To the Editor:
Takizawa, et al described alar ligament and transverse ligament calcification in patients reported as having rheumatoid arthritis1,2,3. Lack of full clinical information precludes assessment as to whether their application of the term “rheumatoid” identifies the specific disease or nonspecifically identifies generalized inflammatory arthritis4, considering previous report as a complication of ankylosing spondylitis5. In that case, it appeared actually to be a component of ossification of the posterior longitudinal ligament. They attributed the patient’s neck pain to this phenomenon, noting similar attribution of previous cases to an inflammatory process.

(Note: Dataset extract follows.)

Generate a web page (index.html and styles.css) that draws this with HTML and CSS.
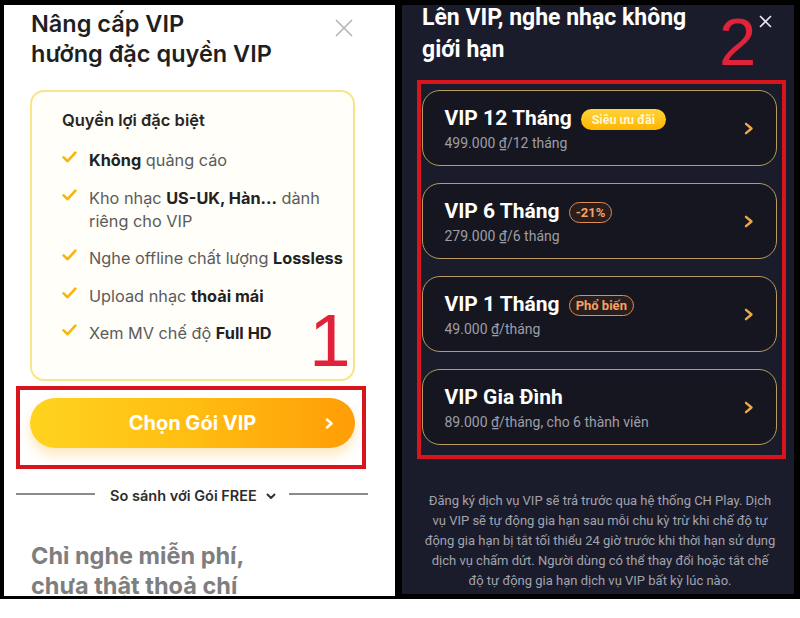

Takizawa, et al’s magnetic resonance imaging and computed tomography images1 present a perspective, but perhaps the character of the alar ligament and transverse ligament calcifications/ossifications are even more clearly illustrated by the fossil image in Figure 1. The atlas of Teleoceras USNM (US Smithsonian National Museum of Natural History) 93989, a Late Miocene (dated at more than 5 million yrs) type of rhinoceros6 from Frontier County, Nebraska, USA, illustrates alar and transverse ligament calcification. The alar calcification produces a crowned dens appearance.
Because spondyloarthropathy has been documented in 23% of Teleoceras7,8, its pathology may be related to inflammation. Extrapolating from the bellicose character of extant rhinoceros, a traumatic etiology, as suggested by Takizawa, et al1, for the alar ligament calcification also cannot be ruled out.